- GIVEN RECORDS -

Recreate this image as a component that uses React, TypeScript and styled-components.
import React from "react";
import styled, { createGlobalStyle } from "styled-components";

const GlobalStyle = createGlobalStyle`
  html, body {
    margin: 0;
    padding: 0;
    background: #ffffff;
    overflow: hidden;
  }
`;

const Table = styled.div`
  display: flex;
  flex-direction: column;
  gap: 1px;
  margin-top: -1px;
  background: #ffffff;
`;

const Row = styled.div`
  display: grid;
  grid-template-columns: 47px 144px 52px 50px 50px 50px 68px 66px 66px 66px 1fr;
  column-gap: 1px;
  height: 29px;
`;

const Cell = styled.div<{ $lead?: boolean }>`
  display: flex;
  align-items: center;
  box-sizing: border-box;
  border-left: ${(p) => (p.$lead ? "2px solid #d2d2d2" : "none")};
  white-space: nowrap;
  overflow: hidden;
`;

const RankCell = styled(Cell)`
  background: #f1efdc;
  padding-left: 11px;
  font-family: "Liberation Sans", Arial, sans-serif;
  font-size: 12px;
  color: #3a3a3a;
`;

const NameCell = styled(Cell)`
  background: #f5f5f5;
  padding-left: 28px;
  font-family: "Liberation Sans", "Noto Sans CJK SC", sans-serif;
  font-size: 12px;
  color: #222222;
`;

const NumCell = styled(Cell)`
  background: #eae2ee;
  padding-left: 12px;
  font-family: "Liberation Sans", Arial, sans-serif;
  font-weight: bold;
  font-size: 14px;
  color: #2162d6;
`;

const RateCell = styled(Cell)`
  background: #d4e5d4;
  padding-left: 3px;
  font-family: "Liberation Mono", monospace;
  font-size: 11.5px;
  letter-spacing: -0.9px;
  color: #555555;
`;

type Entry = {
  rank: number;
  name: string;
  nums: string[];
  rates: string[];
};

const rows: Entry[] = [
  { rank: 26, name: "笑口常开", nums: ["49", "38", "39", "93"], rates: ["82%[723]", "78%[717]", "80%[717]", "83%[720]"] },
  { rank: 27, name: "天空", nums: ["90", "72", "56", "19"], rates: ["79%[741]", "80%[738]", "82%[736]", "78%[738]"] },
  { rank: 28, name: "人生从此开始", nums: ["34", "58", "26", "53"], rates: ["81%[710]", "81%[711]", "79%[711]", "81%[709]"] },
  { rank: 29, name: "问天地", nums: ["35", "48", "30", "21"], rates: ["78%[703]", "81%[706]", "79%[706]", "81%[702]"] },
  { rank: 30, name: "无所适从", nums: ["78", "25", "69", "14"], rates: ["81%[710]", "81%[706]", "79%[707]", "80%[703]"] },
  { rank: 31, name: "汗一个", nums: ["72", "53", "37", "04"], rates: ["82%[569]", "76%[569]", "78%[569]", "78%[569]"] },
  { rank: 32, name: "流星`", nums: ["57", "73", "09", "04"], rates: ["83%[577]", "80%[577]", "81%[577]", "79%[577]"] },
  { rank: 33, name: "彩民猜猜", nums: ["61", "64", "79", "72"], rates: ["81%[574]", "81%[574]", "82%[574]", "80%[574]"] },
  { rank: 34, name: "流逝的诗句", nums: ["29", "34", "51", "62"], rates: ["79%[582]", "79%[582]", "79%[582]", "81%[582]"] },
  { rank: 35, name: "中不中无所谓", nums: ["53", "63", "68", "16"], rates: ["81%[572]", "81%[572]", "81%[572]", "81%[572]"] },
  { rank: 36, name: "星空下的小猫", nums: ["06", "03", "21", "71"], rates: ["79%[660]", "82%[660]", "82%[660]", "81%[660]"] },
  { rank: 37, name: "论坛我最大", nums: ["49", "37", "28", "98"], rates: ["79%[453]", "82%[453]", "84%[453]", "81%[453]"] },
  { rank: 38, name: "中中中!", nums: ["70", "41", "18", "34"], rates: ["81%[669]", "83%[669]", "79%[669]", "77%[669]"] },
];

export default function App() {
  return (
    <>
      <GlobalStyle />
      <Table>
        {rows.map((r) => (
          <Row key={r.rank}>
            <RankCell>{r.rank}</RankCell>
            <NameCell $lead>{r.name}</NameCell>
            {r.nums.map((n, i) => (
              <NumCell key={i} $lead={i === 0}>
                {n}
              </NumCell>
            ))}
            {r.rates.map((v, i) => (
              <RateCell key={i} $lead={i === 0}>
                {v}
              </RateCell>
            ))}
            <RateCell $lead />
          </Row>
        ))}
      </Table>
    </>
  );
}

...

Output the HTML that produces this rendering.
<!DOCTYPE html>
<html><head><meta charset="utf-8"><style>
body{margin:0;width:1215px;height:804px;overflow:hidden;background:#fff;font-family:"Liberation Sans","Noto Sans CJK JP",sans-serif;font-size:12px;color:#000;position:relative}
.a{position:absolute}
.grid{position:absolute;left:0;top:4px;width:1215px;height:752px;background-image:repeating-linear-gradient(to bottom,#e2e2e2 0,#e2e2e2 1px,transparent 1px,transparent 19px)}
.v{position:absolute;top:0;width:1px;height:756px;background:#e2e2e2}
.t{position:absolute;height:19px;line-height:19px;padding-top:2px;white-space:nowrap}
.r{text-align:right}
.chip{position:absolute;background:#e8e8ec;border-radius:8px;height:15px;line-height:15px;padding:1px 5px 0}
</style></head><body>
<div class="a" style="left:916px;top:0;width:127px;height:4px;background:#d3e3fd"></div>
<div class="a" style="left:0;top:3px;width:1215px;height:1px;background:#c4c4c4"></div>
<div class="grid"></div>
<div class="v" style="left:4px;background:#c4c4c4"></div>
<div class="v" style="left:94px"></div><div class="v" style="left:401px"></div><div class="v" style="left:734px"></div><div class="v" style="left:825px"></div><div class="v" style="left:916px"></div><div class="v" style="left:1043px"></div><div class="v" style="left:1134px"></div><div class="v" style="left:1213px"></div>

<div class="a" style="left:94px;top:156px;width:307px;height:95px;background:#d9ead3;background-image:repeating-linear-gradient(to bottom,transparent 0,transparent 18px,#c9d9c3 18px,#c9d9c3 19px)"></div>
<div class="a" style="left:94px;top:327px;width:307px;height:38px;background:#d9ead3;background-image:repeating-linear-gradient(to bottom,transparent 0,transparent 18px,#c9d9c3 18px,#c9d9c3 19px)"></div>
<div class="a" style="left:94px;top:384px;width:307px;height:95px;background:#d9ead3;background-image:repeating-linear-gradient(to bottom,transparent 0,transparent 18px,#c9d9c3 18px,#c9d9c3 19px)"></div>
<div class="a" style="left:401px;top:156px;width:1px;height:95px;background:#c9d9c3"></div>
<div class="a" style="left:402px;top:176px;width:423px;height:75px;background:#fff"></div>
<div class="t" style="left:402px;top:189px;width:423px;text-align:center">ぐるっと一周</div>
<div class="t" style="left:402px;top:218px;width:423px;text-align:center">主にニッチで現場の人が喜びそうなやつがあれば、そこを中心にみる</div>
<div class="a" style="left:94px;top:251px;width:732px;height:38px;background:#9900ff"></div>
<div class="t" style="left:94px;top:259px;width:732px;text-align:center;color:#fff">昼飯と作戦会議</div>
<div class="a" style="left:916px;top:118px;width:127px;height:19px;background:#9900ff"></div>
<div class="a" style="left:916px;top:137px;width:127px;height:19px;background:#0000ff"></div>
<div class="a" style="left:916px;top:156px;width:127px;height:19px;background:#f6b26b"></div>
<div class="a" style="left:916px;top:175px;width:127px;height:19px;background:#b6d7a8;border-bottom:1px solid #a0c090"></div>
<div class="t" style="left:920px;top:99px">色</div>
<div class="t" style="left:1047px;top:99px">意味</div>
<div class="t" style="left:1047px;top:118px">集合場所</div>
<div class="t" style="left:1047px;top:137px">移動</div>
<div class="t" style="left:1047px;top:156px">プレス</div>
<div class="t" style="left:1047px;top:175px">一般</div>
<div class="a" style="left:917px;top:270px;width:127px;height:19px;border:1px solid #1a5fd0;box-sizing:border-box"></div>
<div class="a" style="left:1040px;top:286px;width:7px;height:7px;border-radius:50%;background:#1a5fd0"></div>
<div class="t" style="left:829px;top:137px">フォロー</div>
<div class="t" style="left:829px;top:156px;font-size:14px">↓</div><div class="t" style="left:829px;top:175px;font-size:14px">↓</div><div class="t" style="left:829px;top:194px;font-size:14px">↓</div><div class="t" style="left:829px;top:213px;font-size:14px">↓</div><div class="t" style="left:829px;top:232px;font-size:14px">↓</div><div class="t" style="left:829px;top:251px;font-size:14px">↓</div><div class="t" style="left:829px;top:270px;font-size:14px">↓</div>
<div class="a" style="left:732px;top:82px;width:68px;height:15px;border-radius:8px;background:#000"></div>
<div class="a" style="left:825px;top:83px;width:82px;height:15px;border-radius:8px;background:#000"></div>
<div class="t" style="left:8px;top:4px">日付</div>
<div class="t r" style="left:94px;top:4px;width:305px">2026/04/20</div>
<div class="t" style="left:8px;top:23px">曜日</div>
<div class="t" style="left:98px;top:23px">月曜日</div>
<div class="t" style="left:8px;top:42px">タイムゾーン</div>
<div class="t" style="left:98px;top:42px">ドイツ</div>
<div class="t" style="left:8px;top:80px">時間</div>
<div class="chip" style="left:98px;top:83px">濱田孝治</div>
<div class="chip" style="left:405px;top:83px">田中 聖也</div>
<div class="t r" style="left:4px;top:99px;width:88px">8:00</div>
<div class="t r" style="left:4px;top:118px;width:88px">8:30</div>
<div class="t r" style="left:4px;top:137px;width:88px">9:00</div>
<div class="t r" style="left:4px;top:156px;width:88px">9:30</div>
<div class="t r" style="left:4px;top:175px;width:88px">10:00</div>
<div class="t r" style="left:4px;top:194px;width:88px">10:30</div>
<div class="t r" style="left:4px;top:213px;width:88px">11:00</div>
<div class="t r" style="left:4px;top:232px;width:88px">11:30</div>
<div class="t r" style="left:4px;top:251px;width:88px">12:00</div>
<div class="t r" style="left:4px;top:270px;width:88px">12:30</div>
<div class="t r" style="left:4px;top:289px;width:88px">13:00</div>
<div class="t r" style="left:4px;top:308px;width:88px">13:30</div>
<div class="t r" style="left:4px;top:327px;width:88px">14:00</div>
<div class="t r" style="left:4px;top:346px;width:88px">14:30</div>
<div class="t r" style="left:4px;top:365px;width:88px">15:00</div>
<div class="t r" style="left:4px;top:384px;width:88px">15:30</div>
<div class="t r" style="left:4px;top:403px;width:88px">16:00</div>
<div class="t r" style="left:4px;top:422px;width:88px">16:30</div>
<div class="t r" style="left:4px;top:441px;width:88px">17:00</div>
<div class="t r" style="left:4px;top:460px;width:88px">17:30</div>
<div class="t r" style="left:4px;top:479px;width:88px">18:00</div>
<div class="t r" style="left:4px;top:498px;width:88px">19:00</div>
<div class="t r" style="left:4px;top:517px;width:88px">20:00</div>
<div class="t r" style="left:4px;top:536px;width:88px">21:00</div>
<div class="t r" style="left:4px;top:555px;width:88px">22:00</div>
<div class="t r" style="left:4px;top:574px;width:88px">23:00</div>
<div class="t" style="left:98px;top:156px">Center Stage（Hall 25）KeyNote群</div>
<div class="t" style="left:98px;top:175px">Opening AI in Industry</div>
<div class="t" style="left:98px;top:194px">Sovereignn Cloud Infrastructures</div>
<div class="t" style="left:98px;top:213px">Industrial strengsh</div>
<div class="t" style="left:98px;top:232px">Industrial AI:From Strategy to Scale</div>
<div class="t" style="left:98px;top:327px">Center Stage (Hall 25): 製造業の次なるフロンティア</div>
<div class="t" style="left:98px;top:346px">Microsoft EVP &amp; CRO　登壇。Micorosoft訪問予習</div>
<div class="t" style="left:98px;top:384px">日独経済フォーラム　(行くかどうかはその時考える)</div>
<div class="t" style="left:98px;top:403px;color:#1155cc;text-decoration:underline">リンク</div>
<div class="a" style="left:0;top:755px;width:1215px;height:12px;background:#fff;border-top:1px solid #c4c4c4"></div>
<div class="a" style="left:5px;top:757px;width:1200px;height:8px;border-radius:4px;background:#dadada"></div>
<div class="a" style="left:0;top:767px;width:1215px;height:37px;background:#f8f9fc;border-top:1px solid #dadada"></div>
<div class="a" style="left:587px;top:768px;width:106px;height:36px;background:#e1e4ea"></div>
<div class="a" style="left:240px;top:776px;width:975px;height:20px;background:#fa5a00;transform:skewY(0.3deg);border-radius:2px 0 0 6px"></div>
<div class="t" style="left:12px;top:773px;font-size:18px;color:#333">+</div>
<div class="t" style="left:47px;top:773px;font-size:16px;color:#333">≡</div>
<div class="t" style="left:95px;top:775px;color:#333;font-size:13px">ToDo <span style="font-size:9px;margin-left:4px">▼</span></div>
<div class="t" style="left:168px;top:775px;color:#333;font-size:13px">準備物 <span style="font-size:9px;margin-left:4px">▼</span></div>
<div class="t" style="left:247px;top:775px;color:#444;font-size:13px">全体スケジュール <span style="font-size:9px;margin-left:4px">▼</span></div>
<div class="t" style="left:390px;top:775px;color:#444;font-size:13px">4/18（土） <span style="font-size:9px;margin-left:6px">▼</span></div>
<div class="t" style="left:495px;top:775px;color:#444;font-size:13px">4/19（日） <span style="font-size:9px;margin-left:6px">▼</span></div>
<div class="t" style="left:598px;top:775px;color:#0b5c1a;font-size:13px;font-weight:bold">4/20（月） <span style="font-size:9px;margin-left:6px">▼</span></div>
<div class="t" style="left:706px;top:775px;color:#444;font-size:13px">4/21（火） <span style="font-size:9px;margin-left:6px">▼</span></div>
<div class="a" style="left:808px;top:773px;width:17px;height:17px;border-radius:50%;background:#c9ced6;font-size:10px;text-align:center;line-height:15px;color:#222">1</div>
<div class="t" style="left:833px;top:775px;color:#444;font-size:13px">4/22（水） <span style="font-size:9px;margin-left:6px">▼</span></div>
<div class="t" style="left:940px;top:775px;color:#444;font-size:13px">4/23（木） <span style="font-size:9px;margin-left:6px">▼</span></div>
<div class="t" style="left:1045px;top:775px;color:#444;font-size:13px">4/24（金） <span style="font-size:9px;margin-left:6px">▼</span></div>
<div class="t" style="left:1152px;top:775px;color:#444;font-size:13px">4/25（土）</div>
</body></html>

- OBJECTIVE -
Pull out and copy each line containing the string "React".

- TASK RESPONSE -
Recreate this image as a component that uses React, TypeScript and styled-components.
import React from "react";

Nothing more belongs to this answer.